Repeat all of the material below exactly as written, images excluded.

[start]

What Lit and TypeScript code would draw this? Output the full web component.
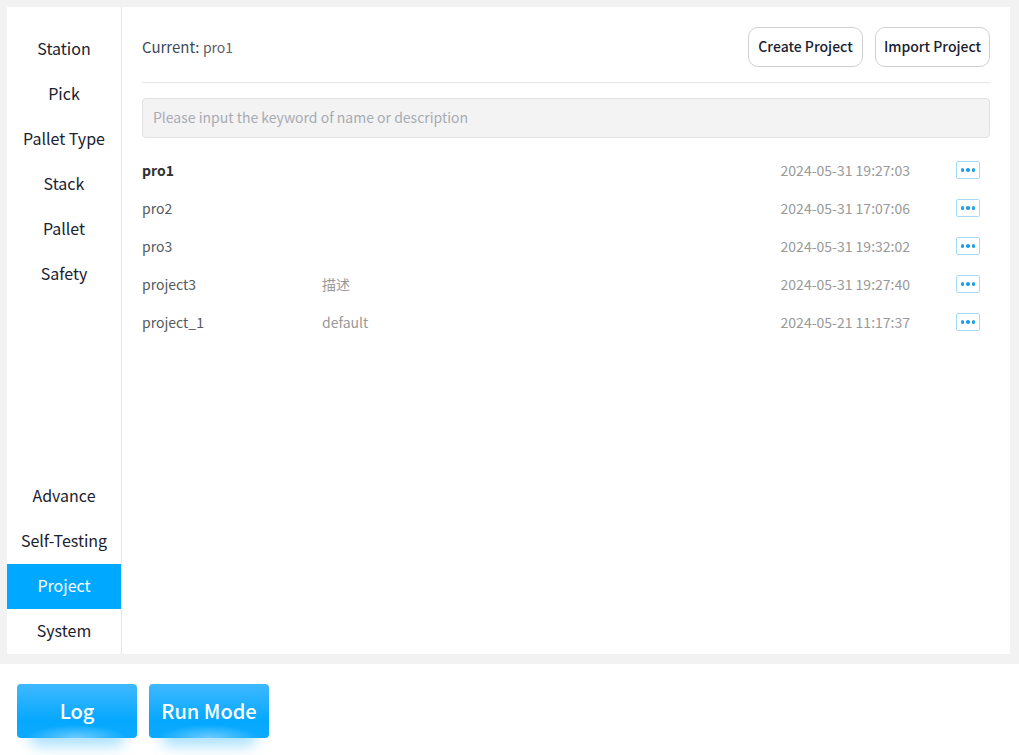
import { LitElement, html, css } from "lit";
import { customElement } from "lit/decorators.js";

const TOP = ["Station", "Pick", "Pallet Type", "Stack", "Pallet", "Safety"];
const BOTTOM = ["Advance", "Self-Testing", "Project", "System"];
const ROWS = [
  { name: "pro1", desc: "", time: "2024-05-31 19:27:03", bold: true },
  { name: "pro2", desc: "", time: "2024-05-31 17:07:06" },
  { name: "pro3", desc: "", time: "2024-05-31 19:32:02" },
  { name: "project3", desc: "描述", time: "2024-05-31 19:27:40" },
  { name: "project_1", desc: "default", time: "2024-05-21 11:17:37" },
];

@customElement("app-root")
export class AppRoot extends LitElement {
  static styles = css`
    :host {
      display: flex;
      flex-direction: column;
      width: 1019px;
      height: 755px;
      overflow: hidden;
      background: #f2f2f2;
      font-family: "Noto Sans CJK SC", "Noto Sans", sans-serif;
      font-size: 14px;
      color: #303133;
    }
    .panel {
      margin: 7px 9px 0 7px;
      height: 647px;
      display: flex;
      background: #fff;
    }
    .side {
      width: 114px;
      border-right: 1px solid #e6e6e6;
      display: flex;
      flex-direction: column;
      justify-content: space-between;
      padding-top: 20px;
    }
    .item {
      height: 45px;
      line-height: 42px;
      text-align: center;
      font-size: 16px;
      color: #1a2230;
    }
    .item.active {
      background: #00a8ff;
      color: #fff;
    }
    .main {
      flex: 1;
      padding: 20px 20px 0;
      min-width: 0;
    }
    .head {
      display: flex;
      align-items: center;
      gap: 12px;
      padding-bottom: 15px;
      border-bottom: 1px solid #e6e6e6;
      margin-bottom: 15px;
    }
    .current {
      flex: 1;
      font-size: 15px;
      color: #3c4a5a;
      padding-bottom: 2px;
    }
    .current span {
      font-size: 14px;
      color: #606266;
    }
    .btn {
      width: 115px;
      height: 40px;
      box-sizing: border-box;
      border: 1px solid #d0d0d4;
      border-radius: 10px;
      background: #fff;
      font: inherit;
      font-weight: 500;
      color: #1a2230;
      padding: 0 0 2px;
    }
    .search {
      display: block;
      width: 100%;
      height: 40px;
      box-sizing: border-box;
      border: 1px solid #e2e2e6;
      border-radius: 4px;
      background: #f3f3f4;
      padding: 0 10px 2px;
      font: inherit;
      outline: none;
    }
    .search::placeholder {
      color: #a8abb2;
      opacity: 1;
    }
    .list {
      margin-top: 13px;
    }
    .row {
      display: flex;
      align-items: center;
      height: 38px;
      color: #555a60;
    }
    .row.bold .name {
      font-weight: 700;
      color: #303133;
    }
    .name {
      width: 180px;
    }
    .desc {
      flex: 1;
      color: #999;
    }
    .time {
      color: #999;
    }
    .more {
      width: 24px;
      height: 18px;
      box-sizing: border-box;
      border: 1px solid #a6dcf8;
      border-radius: 2px;
      margin: 0 10px 0 46px;
      display: flex;
      align-items: center;
      justify-content: center;
      gap: 2px;
    }
    .more i {
      width: 3.5px;
      height: 3.5px;
      border-radius: 50%;
      background: #1d9fe8;
    }
    .foot {
      position: relative;
      z-index: 0;
      margin-top: 10px;
      flex: 1;
      background: #fff;
      display: flex;
      gap: 12px;
      padding: 20px 17px 0;
      align-items: flex-start;
    }
    .run {
      position: relative;
      width: 120px;
      height: 54px;
      border: none;
      border-radius: 4px;
      padding: 0 0 2px;
      font: inherit;
      font-size: 20px;
      font-weight: 500;
      color: #fff;
      background:
        radial-gradient(ellipse 42% 24% at 50% 100%, #6ccbff 0%, rgba(108, 203, 255, 0) 100%),
        linear-gradient(180deg, #3fb8ff 0%, #05a8ff 68%, #0caaff 100%);
    }
    .run::after {
      content: "";
      position: absolute;
      left: 12px;
      right: 12px;
      top: 42px;
      height: 20px;
      border-radius: 10px;
      background: #a8e0ff;
      filter: blur(7px);
      z-index: -1;
    }
  `;

  render() {
    return html`
      <div class="panel">
        <nav class="side">
          <div>${TOP.map((t) => html`<div class="item">${t}</div>`)}</div>
          <div>
            ${BOTTOM.map(
              (t) => html`<div class="item ${t === "Project" ? "active" : ""}">${t}</div>`
            )}
          </div>
        </nav>
        <main class="main">
          <div class="head">
            <div class="current">Current: <span>pro1</span></div>
            <button class="btn">Create Project</button>
            <button class="btn">Import Project</button>
          </div>
          <input class="search" placeholder="Please input the keyword of name or description" />
          <div class="list">
            ${ROWS.map(
              (r) => html`
                <div class="row ${r.bold ? "bold" : ""}">
                  <div class="name">${r.name}</div>
                  <div class="desc">${r.desc}</div>
                  <div class="time">${r.time}</div>
                  <div class="more"><i></i><i></i><i></i></div>
                </div>
              `
            )}
          </div>
        </main>
      </div>
      <footer class="foot">
        <button class="run">Log</button>
        <button class="run">Run Mode</button>
      </footer>
    `;
  }
}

[end]

**REPLY**
What Lit and TypeScript code would draw this? Output the full web component.
import { LitElement, html, css } from "lit";
import { customElement } from "lit/decorators.js";

const TOP = ["Station", "Pick", "Pallet Type", "Stack", "Pallet", "Safety"];
const BOTTOM = ["Advance", "Self-Testing", "Project", "System"];
const ROWS = [
  { name: "pro1", desc: "", time: "2024-05-31 19:27:03", bold: true },
  { name: "pro2", desc: "", time: "2024-05-31 17:07:06" },
  { name: "pro3", desc: "", time: "2024-05-31 19:32:02" },
  { name: "project3", desc: "描述", time: "2024-05-31 19:27:40" },
  { name: "project_1", desc: "default", time: "2024-05-21 11:17:37" },
];

@customElement("app-root")
export class AppRoot extends LitElement {
  static styles = css`
    :host {
      display: flex;
      flex-direction: column;
      width: 1019px;
      height: 755px;
      overflow: hidden;
      background: #f2f2f2;
      font-family: "Noto Sans CJK SC", "Noto Sans", sans-serif;
      font-size: 14px;
      color: #303133;
    }
    .panel {
      margin: 7px 9px 0 7px;
      height: 647px;
      display: flex;
      background: #fff;
    }
    .side {
      width: 114px;
      border-right: 1px solid #e6e6e6;
      display: flex;
      flex-direction: column;
      justify-content: space-between;
      padding-top: 20px;
    }
    .item {
      height: 45px;
      line-height: 42px;
      text-align: center;
      font-size: 16px;
      color: #1a2230;
    }
    .item.active {
      background: #00a8ff;
      color: #fff;
    }
    .main {
      flex: 1;
      padding: 20px 20px 0;
      min-width: 0;
    }
    .head {
      display: flex;
      align-items: center;
      gap: 12px;
      padding-bottom: 15px;
      border-bottom: 1px solid #e6e6e6;
      margin-bottom: 15px;
    }
    .current {
      flex: 1;
      font-size: 15px;
      color: #3c4a5a;
      padding-bottom: 2px;
    }
    .current span {
      font-size: 14px;
      color: #606266;
    }
    .btn {
      width: 115px;
      height: 40px;
      box-sizing: border-box;
      border: 1px solid #d0d0d4;
      border-radius: 10px;
      background: #fff;
      font: inherit;
      font-weight: 500;
      color: #1a2230;
      padding: 0 0 2px;
    }
    .search {
      display: block;
      width: 100%;
      height: 40px;
      box-sizing: border-box;
      border: 1px solid #e2e2e6;
      border-radius: 4px;
      background: #f3f3f4;
      padding: 0 10px 2px;
      font: inherit;
      outline: none;
    }
    .search::placeholder {
      color: #a8abb2;
      opacity: 1;
    }
    .list {
      margin-top: 13px;
    }
    .row {
      display: flex;
      align-items: center;
      height: 38px;
      color: #555a60;
    }
    .row.bold .name {
      font-weight: 700;
      color: #303133;
    }
    .name {
      width: 180px;
    }
    .desc {
      flex: 1;
      color: #999;
    }
    .time {
      color: #999;
    }
    .more {
      width: 24px;
      height: 18px;
      box-sizing: border-box;
      border: 1px solid #a6dcf8;
      border-radius: 2px;
      margin: 0 10px 0 46px;
      display: flex;
      align-items: center;
      justify-content: center;
      gap: 2px;
    }
    .more i {
      width: 3.5px;
      height: 3.5px;
      border-radius: 50%;
      background: #1d9fe8;
    }
    .foot {
      position: relative;
      z-index: 0;
      margin-top: 10px;
      flex: 1;
      background: #fff;
      display: flex;
      gap: 12px;
      padding: 20px 17px 0;
      align-items: flex-start;
    }
    .run {
      position: relative;
      width: 120px;
      height: 54px;
      border: none;
      border-radius: 4px;
      padding: 0 0 2px;
      font: inherit;
      font-size: 20px;
      font-weight: 500;
      color: #fff;
      background:
        radial-gradient(ellipse 42% 24% at 50% 100%, #6ccbff 0%, rgba(108, 203, 255, 0) 100%),
        linear-gradient(180deg, #3fb8ff 0%, #05a8ff 68%, #0caaff 100%);
    }
    .run::after {
      content: "";
      position: absolute;
      left: 12px;
      right: 12px;
      top: 42px;
      height: 20px;
      border-radius: 10px;
      background: #a8e0ff;
      filter: blur(7px);
      z-index: -1;
    }
  `;

  render() {
    return html`
      <div class="panel">
        <nav class="side">
          <div>${TOP.map((t) => html`<div class="item">${t}</div>`)}</div>
          <div>
            ${BOTTOM.map(
              (t) => html`<div class="item ${t === "Project" ? "active" : ""}">${t}</div>`
            )}
          </div>
        </nav>
        <main class="main">
          <div class="head">
            <div class="current">Current: <span>pro1</span></div>
            <button class="btn">Create Project</button>
            <button class="btn">Import Project</button>
          </div>
          <input class="search" placeholder="Please input the keyword of name or description" />
          <div class="list">
            ${ROWS.map(
              (r) => html`
                <div class="row ${r.bold ? "bold" : ""}">
                  <div class="name">${r.name}</div>
                  <div class="desc">${r.desc}</div>
                  <div class="time">${r.time}</div>
                  <div class="more"><i></i><i></i><i></i></div>
                </div>
              `
            )}
          </div>
        </main>
      </div>
      <footer class="foot">
        <button class="run">Log</button>
        <button class="run">Run Mode</button>
      </footer>
    `;
  }
}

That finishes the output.